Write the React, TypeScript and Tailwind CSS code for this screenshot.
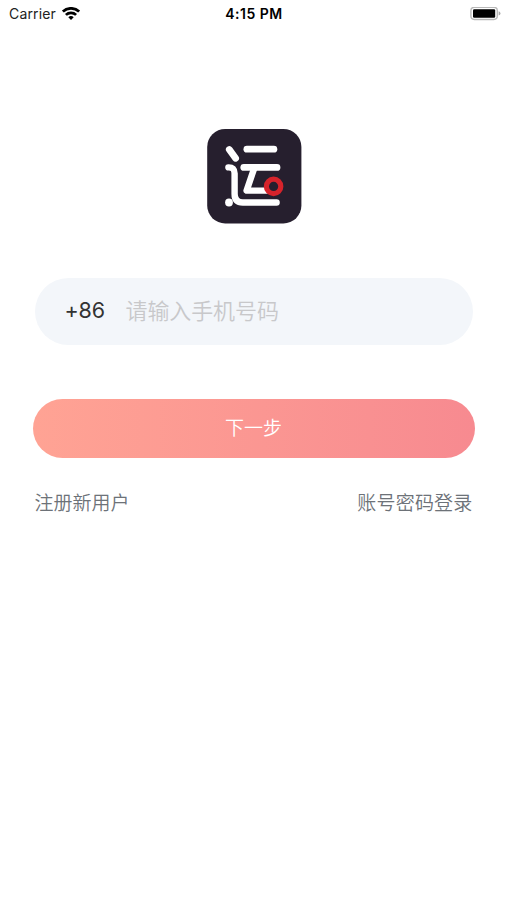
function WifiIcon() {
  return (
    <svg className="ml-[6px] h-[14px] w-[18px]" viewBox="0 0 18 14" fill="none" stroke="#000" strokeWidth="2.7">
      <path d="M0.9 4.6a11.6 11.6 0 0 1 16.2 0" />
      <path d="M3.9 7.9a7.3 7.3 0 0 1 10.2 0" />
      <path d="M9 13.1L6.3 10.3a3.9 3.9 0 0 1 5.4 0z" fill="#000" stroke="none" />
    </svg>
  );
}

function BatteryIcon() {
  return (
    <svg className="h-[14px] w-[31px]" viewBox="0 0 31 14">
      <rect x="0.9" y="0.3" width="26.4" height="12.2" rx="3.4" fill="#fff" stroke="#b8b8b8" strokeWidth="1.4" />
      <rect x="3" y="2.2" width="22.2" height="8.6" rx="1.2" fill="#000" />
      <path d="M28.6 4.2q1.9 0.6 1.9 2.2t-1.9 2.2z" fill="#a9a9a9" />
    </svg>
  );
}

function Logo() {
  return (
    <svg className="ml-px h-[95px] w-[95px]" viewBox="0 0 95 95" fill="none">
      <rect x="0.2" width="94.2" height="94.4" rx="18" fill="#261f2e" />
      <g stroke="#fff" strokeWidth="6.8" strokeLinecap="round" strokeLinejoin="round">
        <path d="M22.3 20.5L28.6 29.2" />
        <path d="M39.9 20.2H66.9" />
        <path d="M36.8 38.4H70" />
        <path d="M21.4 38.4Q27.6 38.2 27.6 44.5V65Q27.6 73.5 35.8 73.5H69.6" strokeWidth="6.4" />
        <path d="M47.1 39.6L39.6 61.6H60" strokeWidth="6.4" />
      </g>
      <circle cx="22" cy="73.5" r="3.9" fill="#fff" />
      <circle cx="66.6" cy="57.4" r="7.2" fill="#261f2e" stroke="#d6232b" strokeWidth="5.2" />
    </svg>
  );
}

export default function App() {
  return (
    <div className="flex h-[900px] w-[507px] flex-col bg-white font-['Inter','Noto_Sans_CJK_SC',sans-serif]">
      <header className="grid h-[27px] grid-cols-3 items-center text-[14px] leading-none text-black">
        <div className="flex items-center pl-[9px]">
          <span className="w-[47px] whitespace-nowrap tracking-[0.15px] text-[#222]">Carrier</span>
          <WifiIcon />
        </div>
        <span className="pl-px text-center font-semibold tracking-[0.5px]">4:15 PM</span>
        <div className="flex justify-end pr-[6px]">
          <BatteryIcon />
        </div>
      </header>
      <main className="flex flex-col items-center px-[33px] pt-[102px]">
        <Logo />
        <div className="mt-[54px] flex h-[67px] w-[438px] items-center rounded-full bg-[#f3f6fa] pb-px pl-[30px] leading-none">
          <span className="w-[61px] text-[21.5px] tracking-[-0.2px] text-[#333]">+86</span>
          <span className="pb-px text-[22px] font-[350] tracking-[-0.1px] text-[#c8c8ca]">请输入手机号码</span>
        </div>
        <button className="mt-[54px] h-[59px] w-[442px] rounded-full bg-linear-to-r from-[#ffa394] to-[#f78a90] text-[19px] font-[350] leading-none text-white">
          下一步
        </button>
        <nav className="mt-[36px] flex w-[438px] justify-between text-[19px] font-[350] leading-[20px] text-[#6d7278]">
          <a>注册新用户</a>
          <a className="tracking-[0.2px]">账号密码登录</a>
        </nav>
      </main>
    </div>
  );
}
==================================================
- **PROBLEM**: Return the material exactly as given, apart from the pictures.

- **EXERCISE SOLUTION**:
Write the React, TypeScript and Tailwind CSS code for this screenshot.
function WifiIcon() {
  return (
    <svg className="ml-[6px] h-[14px] w-[18px]" viewBox="0 0 18 14" fill="none" stroke="#000" strokeWidth="2.7">
      <path d="M0.9 4.6a11.6 11.6 0 0 1 16.2 0" />
      <path d="M3.9 7.9a7.3 7.3 0 0 1 10.2 0" />
      <path d="M9 13.1L6.3 10.3a3.9 3.9 0 0 1 5.4 0z" fill="#000" stroke="none" />
    </svg>
  );
}

function BatteryIcon() {
  return (
    <svg className="h-[14px] w-[31px]" viewBox="0 0 31 14">
      <rect x="0.9" y="0.3" width="26.4" height="12.2" rx="3.4" fill="#fff" stroke="#b8b8b8" strokeWidth="1.4" />
      <rect x="3" y="2.2" width="22.2" height="8.6" rx="1.2" fill="#000" />
      <path d="M28.6 4.2q1.9 0.6 1.9 2.2t-1.9 2.2z" fill="#a9a9a9" />
    </svg>
  );
}

function Logo() {
  return (
    <svg className="ml-px h-[95px] w-[95px]" viewBox="0 0 95 95" fill="none">
      <rect x="0.2" width="94.2" height="94.4" rx="18" fill="#261f2e" />
      <g stroke="#fff" strokeWidth="6.8" strokeLinecap="round" strokeLinejoin="round">
        <path d="M22.3 20.5L28.6 29.2" />
        <path d="M39.9 20.2H66.9" />
        <path d="M36.8 38.4H70" />
        <path d="M21.4 38.4Q27.6 38.2 27.6 44.5V65Q27.6 73.5 35.8 73.5H69.6" strokeWidth="6.4" />
        <path d="M47.1 39.6L39.6 61.6H60" strokeWidth="6.4" />
      </g>
      <circle cx="22" cy="73.5" r="3.9" fill="#fff" />
      <circle cx="66.6" cy="57.4" r="7.2" fill="#261f2e" stroke="#d6232b" strokeWidth="5.2" />
    </svg>
  );
}

export default function App() {
  return (
    <div className="flex h-[900px] w-[507px] flex-col bg-white font-['Inter','Noto_Sans_CJK_SC',sans-serif]">
      <header className="grid h-[27px] grid-cols-3 items-center text-[14px] leading-none text-black">
        <div className="flex items-center pl-[9px]">
          <span className="w-[47px] whitespace-nowrap tracking-[0.15px] text-[#222]">Carrier</span>
          <WifiIcon />
        </div>
        <span className="pl-px text-center font-semibold tracking-[0.5px]">4:15 PM</span>
        <div className="flex justify-end pr-[6px]">
          <BatteryIcon />
        </div>
      </header>
      <main className="flex flex-col items-center px-[33px] pt-[102px]">
        <Logo />
        <div className="mt-[54px] flex h-[67px] w-[438px] items-center rounded-full bg-[#f3f6fa] pb-px pl-[30px] leading-none">
          <span className="w-[61px] text-[21.5px] tracking-[-0.2px] text-[#333]">+86</span>
          <span className="pb-px text-[22px] font-[350] tracking-[-0.1px] text-[#c8c8ca]">请输入手机号码</span>
        </div>
        <button className="mt-[54px] h-[59px] w-[442px] rounded-full bg-linear-to-r from-[#ffa394] to-[#f78a90] text-[19px] font-[350] leading-none text-white">
          下一步
        </button>
        <nav className="mt-[36px] flex w-[438px] justify-between text-[19px] font-[350] leading-[20px] text-[#6d7278]">
          <a>注册新用户</a>
          <a className="tracking-[0.2px]">账号密码登录</a>
        </nav>
      </main>
    </div>
  );
}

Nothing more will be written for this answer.